World

Border Town Police Chief, Previously a College Student, Flees to U.S. Seeking Asylum

Twenty-year-old Marisol Valles Garcia listens to a question during a news conference after her swearing-in ceremony as the new police chief of the border town of Praxedis G. Guerrero, near Ciudad Juarez, Mexico, Wednesday, Oct. 20, 2010. Praxedis G. Guerrero was once a quiet farming town until two rival gangs, the Juarez and the Sinaloa drug cartels, began battling for the control of its single highway. (AP Photo/Raymundo Ruiz)

Twenty-year-old Marisol Valles Garcia listens to a question during a news conference after her swearing-in ceremony as the new police chief of the border town of Praxedis G. Guerrero, near Ciudad Juarez, Mexico, Wednesday, Oct. 20, 2010. Praxedis G. Guerrero was once a quiet farming town until two rival gangs, the Juarez and the Sinaloa drug cartels, began battling for the control of its single highway. (AP Photo/Raymundo Ruiz)

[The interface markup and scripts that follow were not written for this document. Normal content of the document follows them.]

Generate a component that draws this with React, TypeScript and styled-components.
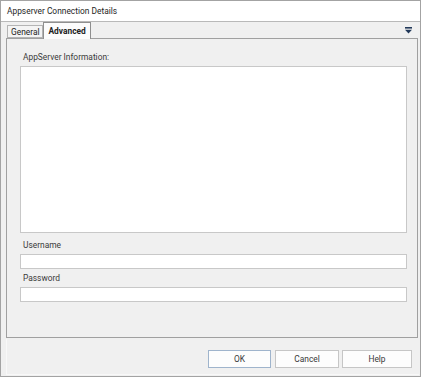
import styled, { createGlobalStyle } from "styled-components";

const Global = createGlobalStyle`
  html, body { margin: 0; background: #fff; }
  body { font-family: Roboto, "Noto Sans", "DejaVu Sans", sans-serif; }
`;

const Dialog = styled.div`
  width: 421px;
  height: 377px;
  box-sizing: border-box;
  border: 1px solid #a3a3a3;
  background: #f0f0f0;
  display: flex;
  flex-direction: column;
`;

const TitleBar = styled.div`
  height: 20px;
  flex: none;
  background: #fff;
  border-bottom: 1px solid #b9b9b9;
  display: flex;
  align-items: center;
  padding-left: 6px;
  font-size: 8.4px;
  color: #1e1e1e;
`;

const TabStrip = styled.div`
  height: 16px;
  flex: none;
  display: flex;
  align-items: flex-end;
  padding: 0 8px 0 6px;
  position: relative;
  z-index: 1;
`;

const Tab = styled.div<{ $active?: boolean }>`
  box-sizing: border-box;
  height: ${(p) => (p.$active ? "17px" : "13px")};
  margin-bottom: ${(p) => (p.$active ? "-1px" : "0")};
  padding: 0 ${(p) => (p.$active ? "4px" : "3px")};
  border: 1px solid ${(p) => (p.$active ? "#8f8f8f" : "#b4b4b4")};
  border-bottom: ${(p) => (p.$active ? "none" : "1px solid #b4b4b4")};
  background: ${(p) => (p.$active ? "#fcfcfc" : "#f4f4f4")};
  font-size: 8.4px;
  font-weight: ${(p) => (p.$active ? 700 : 400)};
  color: #222;
  display: flex;
  align-items: center;
`;

const StripIcon = styled.div`
  margin-left: auto;
  align-self: center;
  display: flex;
`;

const Panel = styled.div`
  height: 300px;
  flex: none;
  box-sizing: border-box;
  margin: 0 2px 0 5px;
  border: 1px solid #a0a0a0;
  padding: 12px 10px 0 13px;
  display: flex;
  flex-direction: column;
`;

const Label = styled.div<{ $top?: number }>`
  font-size: 8.4px;
  line-height: 12px;
  color: #3a3a3a;
  padding-left: 3px;
  margin-top: ${(p) => p.$top ?? 0}px;
  margin-bottom: 3px;
`;

const InfoBox = styled.div`
  height: 167px;
  box-sizing: border-box;
  background: #fff;
  border: 1px solid #c8c8c8;
`;

const Field = styled.div`
  height: 15px;
  box-sizing: border-box;
  background: #fff;
  border: 1px solid #c8c8c8;
`;

const Footer = styled.div`
  flex: 1;
  margin: 1px 1px 1px 5px;
  border-left: 1px solid #f8f8f8;
  border-bottom: 1px solid #f8f8f8;
  display: flex;
  justify-content: flex-end;
  align-items: flex-start;
  padding: 11px 7px 0 0;
`;

const Button = styled.div<{ $w: number; $gap?: number; $default?: boolean }>`
  width: ${(p) => p.$w}px;
  height: 18px;
  box-sizing: border-box;
  margin-left: ${(p) => p.$gap ?? 0}px;
  border: 1px solid ${(p) => (p.$default ? "#9fb4cc" : "#c6c6c6")};
  background: #fdfdfd;
  font-size: 8.4px;
  color: #3a3a3a;
  display: flex;
  align-items: center;
  justify-content: center;
`;

function MenuArrow() {
  return (
    <svg width="7" height="7" viewBox="0 0 7 7">
      <rect x="0" y="0" width="7" height="1.6" fill="#22395a" />
      <polygon points="0,2.8 7,2.8 3.5,6.6" fill="#22395a" />
    </svg>
  );
}

export default function App() {
  return (
    <>
      <Global />
      <Dialog>
        <TitleBar>Appserver Connection Details</TitleBar>
        <TabStrip>
          <Tab>General</Tab>
          <Tab $active>Advanced</Tab>
          <StripIcon>
            <MenuArrow />
          </StripIcon>
        </TabStrip>
        <Panel>
          <Label>AppServer Information:</Label>
          <InfoBox />
          <Label $top={6}>Username</Label>
          <Field />
          <Label $top={3}>Password</Label>
          <Field />
        </Panel>
        <Footer>
          <Button $w={63} $default>OK</Button>
          <Button $w={64} $gap={4}>Cancel</Button>
          <Button $w={70} $gap={3}>Help</Button>
        </Footer>
      </Dialog>
    </>
  );
}
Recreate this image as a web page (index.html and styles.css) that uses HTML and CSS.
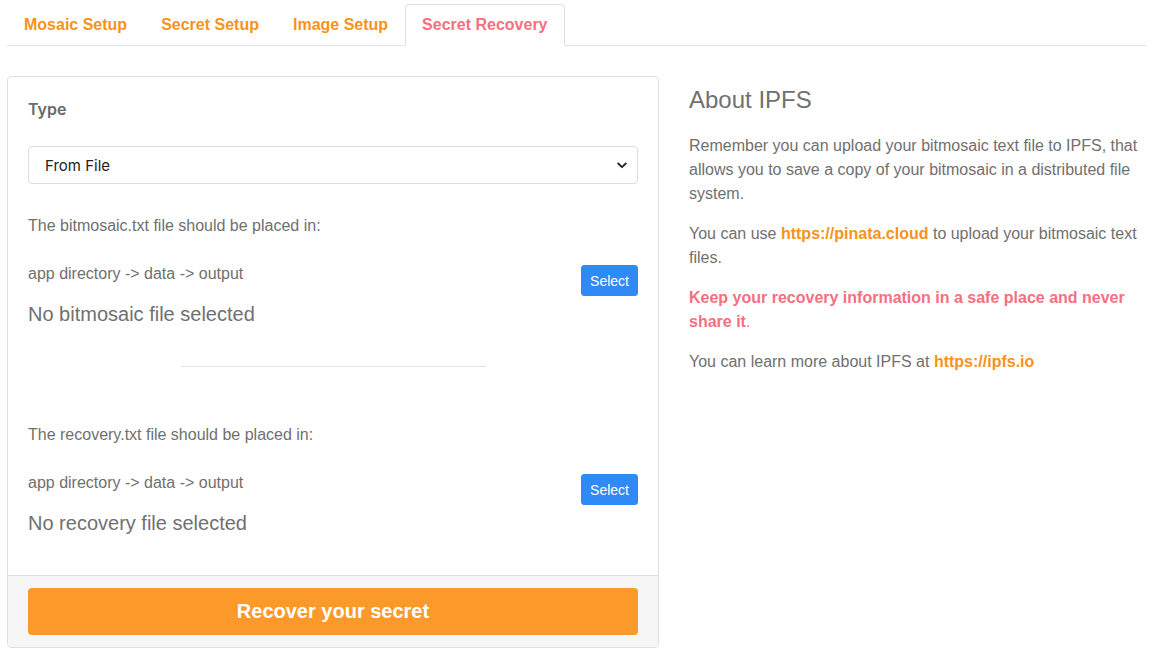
FILE: index.html
```html
<!DOCTYPE html>
<html>
<head>
<meta charset="utf-8">
<link rel="stylesheet" href="styles.css">
</head>
<body>
<div class="page">
  <nav class="tabs">
    <a class="tab">Mosaic Setup</a>
    <a class="tab">Secret Setup</a>
    <a class="tab">Image Setup</a>
    <a class="tab active">Secret Recovery</a>
  </nav>
  <div class="content">
    <div class="card">
      <div class="card-body">
        <div class="label">Type</div>
        <div class="select">
          <span>From File</span>
          <svg class="chev" width="10" height="7" viewBox="0 0 10 7"><path d="M1.2 1.5 L5 5.2 L8.8 1.5" fill="none" stroke="#222" stroke-width="1.8" stroke-linecap="round" stroke-linejoin="round"/></svg>
        </div>
        <p class="hint">The bitmosaic.txt file should be placed in:</p>
        <div class="filerow">
          <div class="filetext">
            <p class="path">app directory -&gt; data -&gt; output</p>
            <div class="status">No bitmosaic file selected</div>
          </div>
          <button class="btn-select">Select</button>
        </div>
        <hr class="divider">
        <p class="hint second">The recovery.txt file should be placed in:</p>
        <div class="filerow">
          <div class="filetext">
            <p class="path">app directory -&gt; data -&gt; output</p>
            <div class="status">No recovery file selected</div>
          </div>
          <button class="btn-select">Select</button>
        </div>
      </div>
      <div class="card-footer">
        <button class="btn-recover">Recover your secret</button>
      </div>
    </div>
    <aside class="about">
      <h2>About IPFS</h2>
      <p>Remember you can upload your bitmosaic text file to IPFS, that allows you to save a copy of your bitmosaic in a distributed file system.</p>
      <p>You can use <a class="link">https://pinata.cloud</a> to upload your bitmosaic text files.</p>
      <p class="warn"><strong>Keep your recovery information in a safe place and never share it</strong>.</p>
      <p>You can learn more about IPFS at <a class="link">https://ipfs.io</a></p>
    </aside>
  </div>
</div>
</body>
</html>
```

FILE: styles.css
```css
* { box-sizing: border-box; }
html, body { margin: 0; padding: 0; background: #fff; }
body {
  font-family: "Liberation Sans", Arial, sans-serif;
  font-size: 16px;
  color: #707070;
}
.page { padding: 4px 10px 0 7px; }
.tabs {
  display: flex;
  border-bottom: 1px solid #dee2e6;
  height: 42px;
}
.tab {
  display: block;
  padding: 0 16px;
  height: 42px;
  line-height: 40px;
  border: 1px solid transparent;
  border-top-left-radius: 4px;
  border-top-right-radius: 4px;
  font-weight: bold;
  color: #f7931a;
  margin-bottom: -1px;
}
.tab.active {
  color: #f66f7f;
  border-color: #dee2e6 #dee2e6 #fff;
  background: #fff;
}
.content {
  display: grid;
  grid-template-columns: 652px 1fr;
  column-gap: 30px;
  margin-top: 30px;
}
.card {
  border: 1px solid #dfdfdf;
  border-radius: 4px;
  overflow: hidden;
}
.card-body { padding: 20px 20px 40px; }
.label {
  font-family: Inter, "Liberation Sans", sans-serif;
  font-weight: 600;
  font-size: 16px;
  line-height: 24px;
  color: #6a6a6a;
  margin-bottom: 25px;
}
.select {
  height: 38px;
  border: 1px solid #dcdcdc;
  border-radius: 4px;
  display: flex;
  align-items: center;
  justify-content: space-between;
  padding: 0 10px 0 16px;
  font-family: Inter, "Liberation Sans", sans-serif;
  font-size: 15px;
  color: #222;
}
.chev { display: block; }
.hint {
  margin: 30px 0 0;
  line-height: 24px;
}
.hint.second { margin-top: 56px; }
.filerow {
  display: flex;
  justify-content: space-between;
  align-items: flex-start;
  margin-top: 24px;
}
.path { margin: 0; line-height: 24px; }
.status {
  font-size: 20px;
  line-height: 24px;
  margin-top: 16px;
}
.btn-select {
  margin-top: 3px;
  height: 31px;
  padding: 0 8px;
  background: #2f8af5;
  color: #fff;
  border: 1px solid #2f8af5;
  border-radius: 3px;
  font-family: "Liberation Sans", Arial, sans-serif;
  font-size: 14px;
}
.divider {
  width: 305px;
  margin: 40px auto 0;
  border: 0;
  border-top: 1px solid #e2e2e2;
  height: 0;
}
.card-footer {
  background: #f6f6f6;
  border-top: 1px solid #dfdfdf;
  padding: 12px 20px;
}
.btn-recover {
  display: block;
  width: 100%;
  height: 47px;
  background: #fb9a2a;
  border: 0;
  border-radius: 4px;
  color: #fff;
  font-family: "Liberation Sans", Arial, sans-serif;
  font-weight: bold;
  font-size: 20px;
}
.about { padding-top: 9px; }
.about h2 {
  margin: 0 0 20px;
  font-weight: normal;
  font-size: 24px;
  line-height: 29px;
  color: #707070;
}
.about p {
  margin: 0 0 16px;
  line-height: 24px;
}
.link { color: #f7931a; font-weight: bold; }
.warn { color: #f66f7f; }
```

Marisol Valles García, the 20-year-old student who in October became police chief of the Praxedis G. Guerrero community, near Ciudad Juárez, has fled to the United States, relatives are telling various news outlets. The single mother is seeking asylum for her and her young son.

Agence France Press and the New York Post reported that relatives had told them the young mother had been threatened.

The Post quoted these sources as saying she’d "received death threats from criminal groups that wanted to force her to work for them."

Two rival gangs — the Juárez and Sinaloa drug cartels — have been battling for control of the towns single highway, a lucrative drug trafficking route along the Texas border.

Early this morning, the El Paso Times reported that town secretary Andres Morales was denying Valles García had left, saying she had simply asked for some time off to tend to her child. He claimed she’d be back to work on Monday.

Valles García was studying for a criminology degree last October, when she made headlines around the world by taking on the dangerous police chief job. The position had been empty for over a year. Her predecessor had been kidnapped in 2009, and his head had been deposited outside the police station a few days later.

"I took the risk because I want my son to live in a different community to the one we have today. I want people to be able to go out without fear, as it was before," Valles García said then.

Her departure comes just a few months after Erika Gandara, the only police officer in the border town of Guadalupe, went missing. Gandara’s whereabouts are still unknown.